Saya menyadari jika selama ini meski hidup saya tidak se-glamor beberapa orang, namun saya hanya merasa hidup saya begitu mudah, meski pada saat sulit sekali pun.
Saat saya pindah kontrakan, saya hanya duduk manis karena teman dan karyawan saya yang semuanya melakukan perpindahan tanpa saya minta.
Begitu juga saat saya ingin memiliki dan belajar sepeda motor. Teman sayalah yang mencarikan dan membelikan bahkan sampai mengajari saya cara mengendarainya.
Hingga saat saya menderita sakit gigi parah, biaya pengobatan seluruhnya ditanggung rekan saya. Bahkan karyawan saya datang dan mengantarkan hingga menemani sampai saya pulang dari dokter gigi.
Pertimbangan positif yang saya berikan kepada orang lain, bisa jadi dapat menjadi sebuah doa dalam bentuk perbuatan.
Setiap orang menginginkan kemudahan dalam hidup mereka, tetapi berapa orang yang ingin berusaha memberikan kemudahan bagi orang lain? Bukankah kita percaya karma?

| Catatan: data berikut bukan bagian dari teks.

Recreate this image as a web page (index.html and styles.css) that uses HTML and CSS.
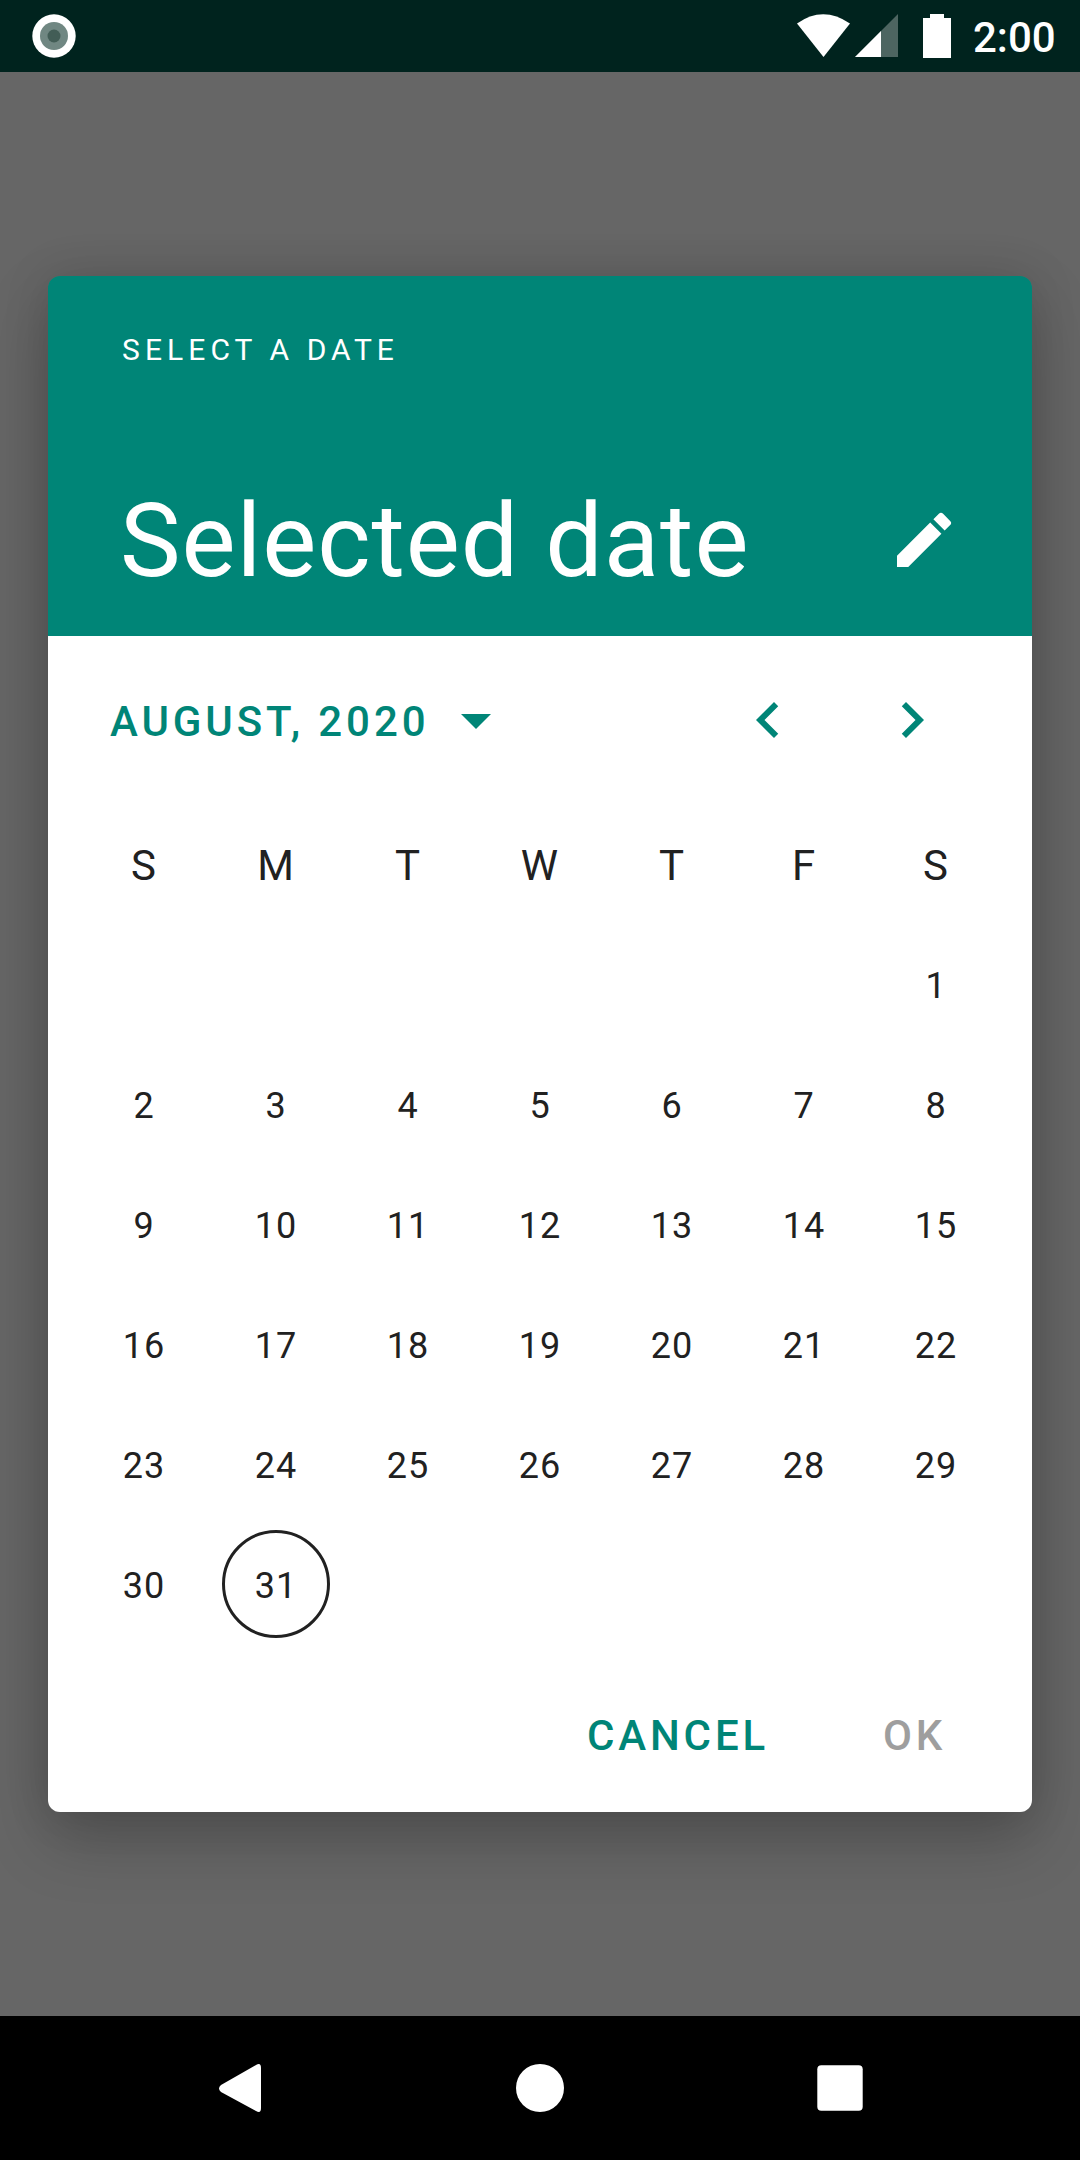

Lucunya, beberapa orang menyebut pemimpin mereka memiliki slogan, “Kalau bisa dipersulit, kenapa harus dipermudah?”
Bagaimana jika saya katakan, “Itu bukan slogan pemimpin, tapi slogan kita? Tentu saja karena pemimpin kita berasal dari kalangan kita sendiri.”
Kita sendiri hanya mempedulikan diri kita sendiri dan hampir tidak pernah peduli dengan kebutuhan orang lain. Bahkan sebagiannya harus menunggu terjadi bencana terlebih dahulu baru tergerak untuk peduli kepada orang lain.
Apabila kita melihat negara maju, yang saya mulai dari tetangga terdekat kita terlebih dahulu, Singapura, kita akan melihat seberapa dalam pemerintahnya mempertimbangkan kemudahan rakyatnya bahkan hingga ke bagian yang paling remeh sekalipun.
Saya berikan dua contoh bagaimana dahsyatnya seni mempertimbangkan orang lain di negara maju.
Waktu saya ke Singapura, saya kagum dengan banyaknya trotoar yang mendapatkan kanopi. Kanopi ini menghubungkan rumah-rumah warga dengan fasilitas umum seperti sekolah, gedung perkantoran, halte bus, stasiun, hingga tempat ibadah.
Dengan adanya kanopi di sepanjang trotoar tersebut, para warga yang menggunakan trotoar dapat terlindung dari sengatan matahari dan derasnya hujan.
Dampak positifnya, mood para warganya terjaga dari panas dan hujan sehingga tingkat prestasi dan produktivitas mereka tetap utuh setibanya mereka di sekolah dan tempat kerja.
Warga yang produktif dapat membuat perusahaan lebih untung, yang mana dapat menambah pendapatan negara lewat penghasilan pajak.
Saya sendiri sampai ‘merinding’ mengetahui bahwa pemerintah mereka hingga terpikirkan pertimbangan yang sepele namun ‘mengerikan’ seperti itu.
Contoh lainnya, masih di Singapura, seluruh tiang lampu pasti memiliki nomor.
Alasan pemerintahnya memberikan penomoran tiang-tiang lampu tersebut sangat sederhana.
Jika ada warga atau turis yang tersesat, atau kecelakaan dan peristiwa yang membutuhkan tindakan medis/darurat dengan cepat, mereka dapat memberitahukan nomor tiang lampu terdekat lewat panggilan layanan dan petugas dapat menghampiri mereka segera dalam hitungan menit.
Beat that. Saya sendiri terkadang malu melihat pertimbangan yang sedalam itu dan menyadari jika akhlak saya kepada orang lain selama ini ternyata belum ada apa-apanya.
Tetapi, seni mempertimbangkan itu dapat kita latih. Kita dapat memulai dari yang paling dekat seperti keluarga dan sanak saudara kita, teman dan kolega kita, baru meluaskan radiusnya setelah itu.
Bukankah kita sendiri yang akan berbahagia jika mendapatkan kepedulian ekstra dari orang lain yang bahkan sampai yang tidak mengenal kita sama sekali?